Is it worse to show the Noble Savage rather than continuing to have the Ignoble Savage?  If a white man dies for a black man, is that inverting the trope? Or is it racist in presenting white men as morally superior ie in being ready to die for others?


----------



## Kylara (Aug 24, 2012)

That made me think of *Brave New World* Judge, I'm not sure why, maybe the idea of Noble/Ignoble Savage. Actually I love *BNW*, and I think it deals terrifyingly well with issues of "class" and elitism...


----------



## Gabe. (Sep 13, 2012)

It's definitely something that we have to be wary of in our current political climate. Although it may seem a great idea to be trying to change the anglo-centric nature of heros in fantasy and science fiction, too much of a good thing can be a little bit uncomfortable.

In Harper Lee's _To Kill A Mockingbird_, she is guilty of this despite the work itself being, in my opinion, a thorough chastisement of racism. She was still writing at a time where negros were considered the 'other' and it shows in her work:



			
				Harper Lee said:
			
		

> The warm bittersweet smell of clean Negro welcomed us as we entered the churchyard



I think the lesson to take away is not to be TOO overt. Minorities need not have years of discrimination made up for by positive discrimination; the best way to be politically correct is forget that minorities exist at all in my opinion, and write as though all are equal (because or course, that is the only real conclusion.)


----------



## Dave (Sep 13, 2012)

Sorry, I didn't read all the links, but it strikes me from reading the replies that you are only citing western/first-world stories. We are all conditioned by these same stories from a very young age and are therefore obviously going to think and write in the same terms ourselves. I have a 1952 Beano annual in the attic with some other old 1950's children's books that are incredibly racist; unbelievably so. Yet, they are only 60 years old. Actually, they are quite shocking in the level of racism contained within them.

Yes, "black voodoo magician people" are a by-product of African culture, but the Evil, Zombie, drug-fuelled, mind-controlling, anti-Christian idea is purely a product of Hollywood scriptwriters and is also the bogeyman to frighten children into being Good, churchgoing subjects, and who will fight to the death for King and Country in foreign wars against the uncivilised.

If you really want to write without any western/white/first-world tropes and preconceptions then you probably need to first forget everything you have ever read before.

When my daughter was young we had an African children's book. I've no idea where it came from but we have always had a wide variety of books in our house from many places. It was a very strange and weird little story about the Creation, and how God made children from firing clay figures in different colours. I'm only mentioning it because I can't see any way that such an odd book would have been written by a western author.

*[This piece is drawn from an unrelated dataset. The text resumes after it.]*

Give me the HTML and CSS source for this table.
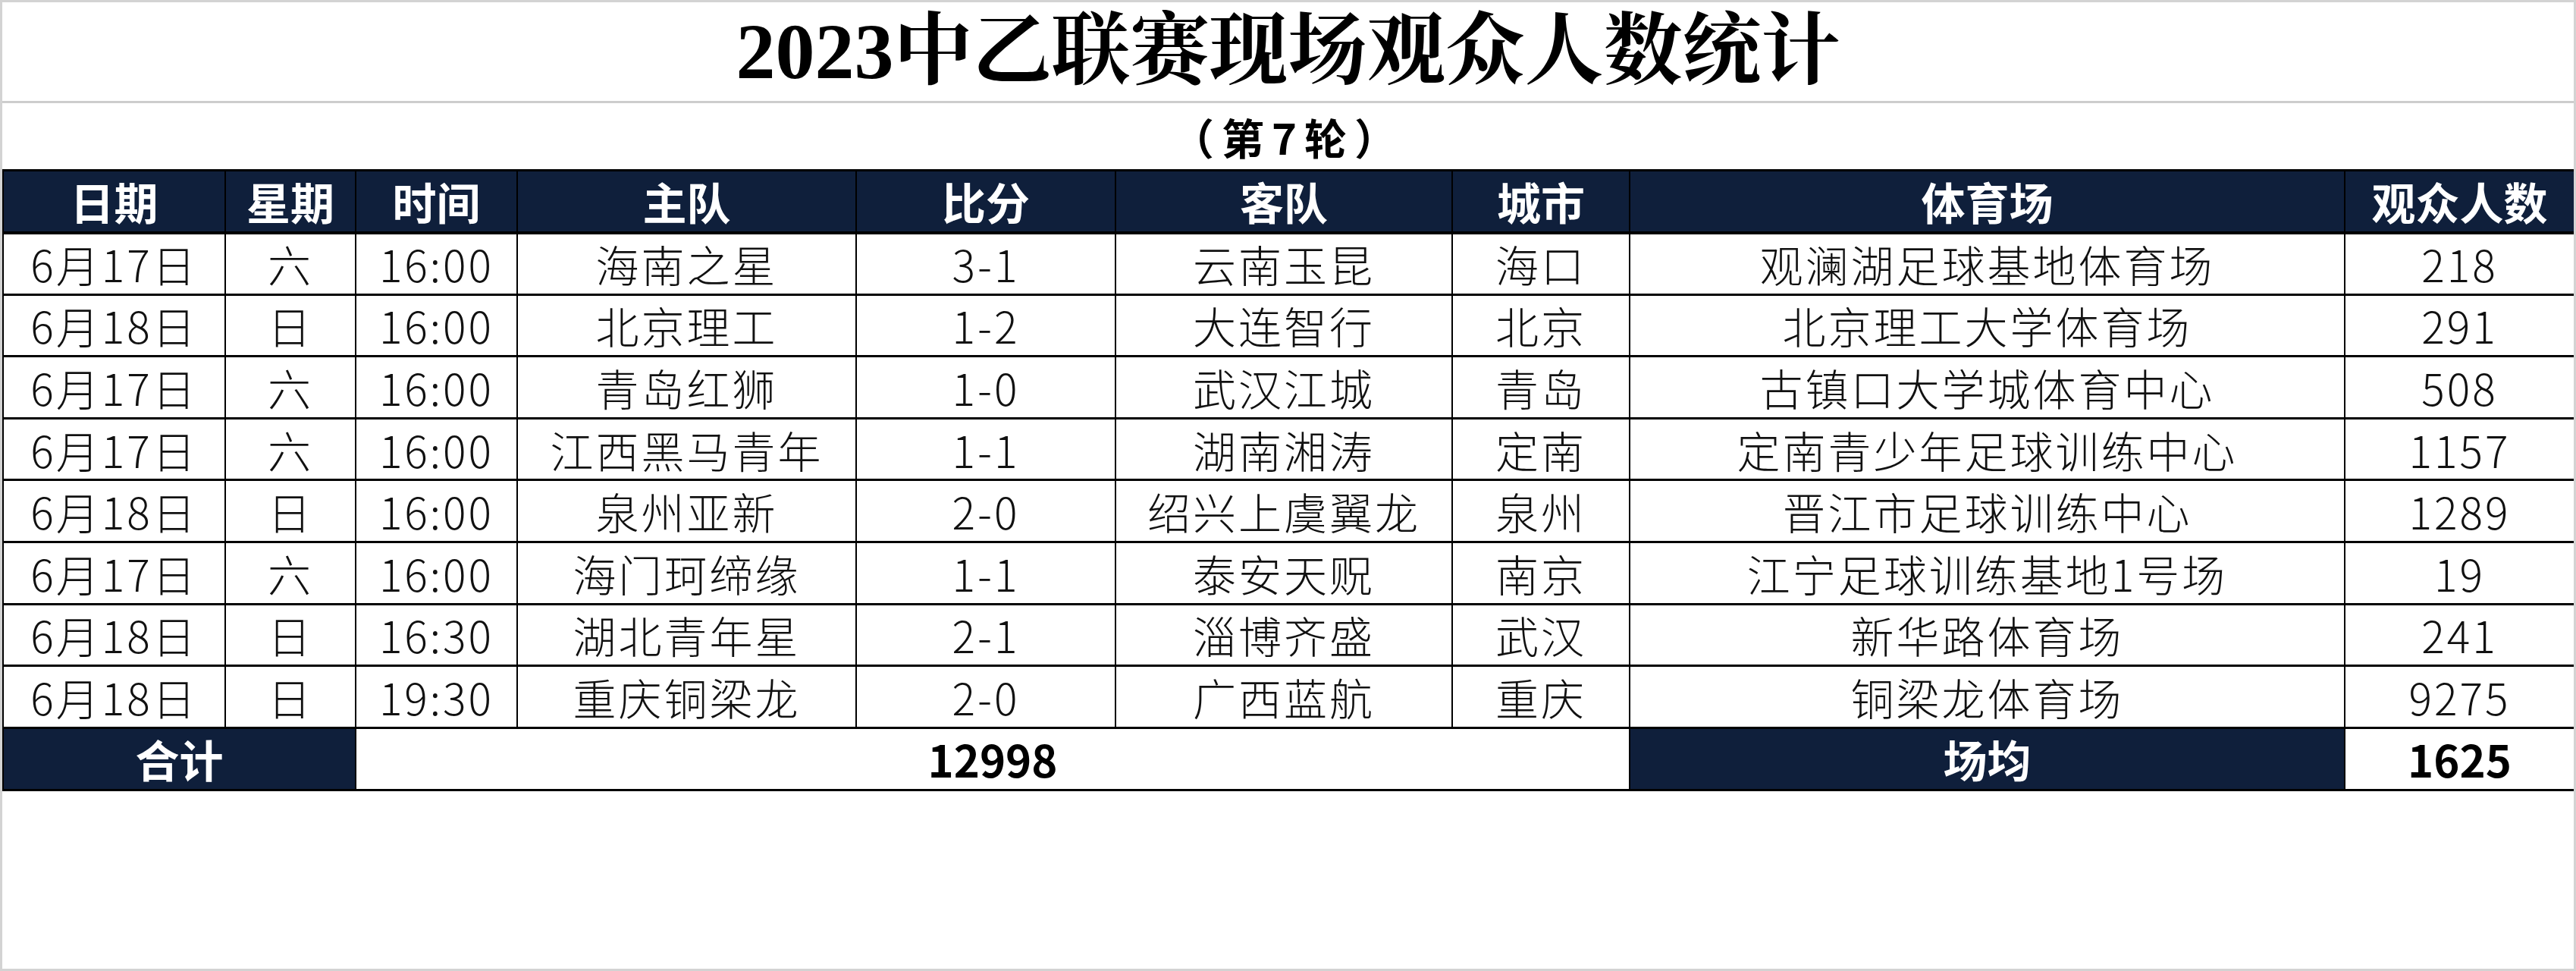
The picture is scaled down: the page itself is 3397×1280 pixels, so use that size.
FILE: index.html
```html
<!DOCTYPE html>
<html lang="zh-CN">
<head>
<meta charset="utf-8">
<title>2023中乙联赛现场观众人数统计</title>
<link rel="stylesheet" href="styles.css">
</head>
<body>
<div class="sheet">
  <div class="title">2023中乙联赛现场观众人数统计</div>
  <div class="subtitle">（第7轮）</div>
  <table class="stats">
    <colgroup>
      <col class="c-date"><col class="c-week"><col class="c-time"><col class="c-home"><col class="c-score"><col class="c-away"><col class="c-city"><col class="c-venue"><col class="c-crowd">
    </colgroup>
    <thead>
      <tr><th>日期</th><th>星期</th><th>时间</th><th>主队</th><th>比分</th><th>客队</th><th>城市</th><th>体育场</th><th>观众人数</th></tr>
    </thead>
    <tbody>
      <tr><td>6月17日</td><td>六</td><td>16:00</td><td>海南之星</td><td>3-1</td><td>云南玉昆</td><td>海口</td><td>观澜湖足球基地体育场</td><td>218</td></tr>
      <tr><td>6月18日</td><td>日</td><td>16:00</td><td>北京理工</td><td>1-2</td><td>大连智行</td><td>北京</td><td>北京理工大学体育场</td><td>291</td></tr>
      <tr><td>6月17日</td><td>六</td><td>16:00</td><td>青岛红狮</td><td>1-0</td><td>武汉江城</td><td>青岛</td><td>古镇口大学城体育中心</td><td>508</td></tr>
      <tr><td>6月17日</td><td>六</td><td>16:00</td><td>江西黑马青年</td><td>1-1</td><td>湖南湘涛</td><td>定南</td><td>定南青少年足球训练中心</td><td>1157</td></tr>
      <tr><td>6月18日</td><td>日</td><td>16:00</td><td>泉州亚新</td><td>2-0</td><td>绍兴上虞翼龙</td><td>泉州</td><td>晋江市足球训练中心</td><td>1289</td></tr>
      <tr><td>6月17日</td><td>六</td><td>16:00</td><td>海门珂缔缘</td><td>1-1</td><td>泰安天贶</td><td>南京</td><td>江宁足球训练基地1号场</td><td>19</td></tr>
      <tr><td>6月18日</td><td>日</td><td>16:30</td><td>湖北青年星</td><td>2-1</td><td>淄博齐盛</td><td>武汉</td><td>新华路体育场</td><td>241</td></tr>
      <tr><td>6月18日</td><td>日</td><td>19:30</td><td>重庆铜梁龙</td><td>2-0</td><td>广西蓝航</td><td>重庆</td><td>铜梁龙体育场</td><td>9275</td></tr>
    </tbody>
    <tfoot>
      <tr><th colspan="2">合计</th><td colspan="5" class="sum">12998</td><th>场均</th><td class="sum">1625</td></tr>
    </tfoot>
  </table>
</div>
</body>
</html>
```

FILE: styles.css
```css
html, body {
  margin: 0;
  padding: 0;
  background: #ffffff;
}

.sheet {
  width: 3397px;
  height: 1280px;
  box-sizing: border-box;
  border: 3px solid #d3d3d3;
  background: #ffffff;
  overflow: hidden;
}

.title {
  height: 130px;
  border-bottom: 3px solid #cdcdcd;
  display: flex;
  align-items: center;
  justify-content: center;
  font-family: "Liberation Serif", "Noto Serif CJK SC", "Noto Sans CJK SC", serif;
  font-size: 104px;
  font-weight: 700;
  line-height: 1;
  color: #000000;
}

.subtitle {
  height: 87px;
  display: flex;
  align-items: center;
  justify-content: center;
  font-family: "Noto Sans CJK SC", sans-serif;
  font-size: 56px;
  font-weight: 700;
  letter-spacing: 10px;
  line-height: 1;
  color: #000000;
}

.stats {
  width: 100%;
  table-layout: fixed;
  border-collapse: collapse;
  font-family: "Noto Sans CJK SC", sans-serif;
}

.c-date { width: 293px; }
.c-week { width: 172px; }
.c-time { width: 213px; }
.c-home { width: 447px; }
.c-score { width: 342px; }
.c-away { width: 444px; }
.c-city { width: 234px; }
.c-venue { width: 943px; }
.c-crowd { width: 303px; }

.stats th,
.stats td {
  padding: 0;
  text-align: center;
  vertical-align: middle;
  border-left: 2px solid #000000;
  border-right: 2px solid #000000;
  border-top: 3px solid #000000;
  border-bottom: 3px solid #000000;
  white-space: nowrap;
  overflow: hidden;
}

.stats th {
  background: #0f1f3b;
  color: #ffffff;
  font-size: 58px;
  font-weight: 700;
  line-height: 1;
}

.stats thead tr {
  height: 82px;
}

.stats thead th {
  border-bottom: 4px solid #000000;
}

.stats tbody tr {
  height: 81.6px;
}

.stats tbody td {
  font-size: 57px;
  font-weight: 300;
  letter-spacing: 3px;
  color: #111111;
  line-height: 1;
}

.stats tfoot tr {
  height: 82px;
}

.stats tfoot th {
  font-size: 58px;
}

.stats td.sum {
  font-size: 58px;
  font-weight: 700;
  color: #000000;
  line-height: 1;
  letter-spacing: 0;
}
```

I expect the same would be true of Hindi and Chinese literature.


----------



## Brian G Turner (Oct 17, 2012)

Okay, the more I look at this, the more I find it to be a potential straw man argument.

For example, Morpheus in The Matrix is suggested to be a Magical Negro. However, from what I've read elsewhere, the part of Morpheus was originally offered to Sean Connery, and Neo to Will Smith. If that is true, then what we have is a false argument claiming the race card on an "enabler" character.

I haven't seen The Green Mile, but from what little I've read about it, one of the characters is intentionally set to address questions relating to Jesus. So complaining about that character being some form of stereotype potentially misses the point of the film (though I'll be happy to take advisement on the issue).

There is a character type that is a "facillitator" or "enabler" who helps the protagonist develop further. The argument here seems to be that they may not be black, because that's racist. However, if this trope can only be cast as a white actor, that's racist.

Will be interesting to see how this discussion develops.


----------



## Karn Maeshalanadae (Oct 17, 2012)

I said:


> \I haven't seen The Green Mile, but from what little I've read about it, one of the characters is intentionally set to address questions relating to Jesus. So complaining about that character being some form of stereotype potentially misses the point of the film (though I'll be happy to take advisement on the issue)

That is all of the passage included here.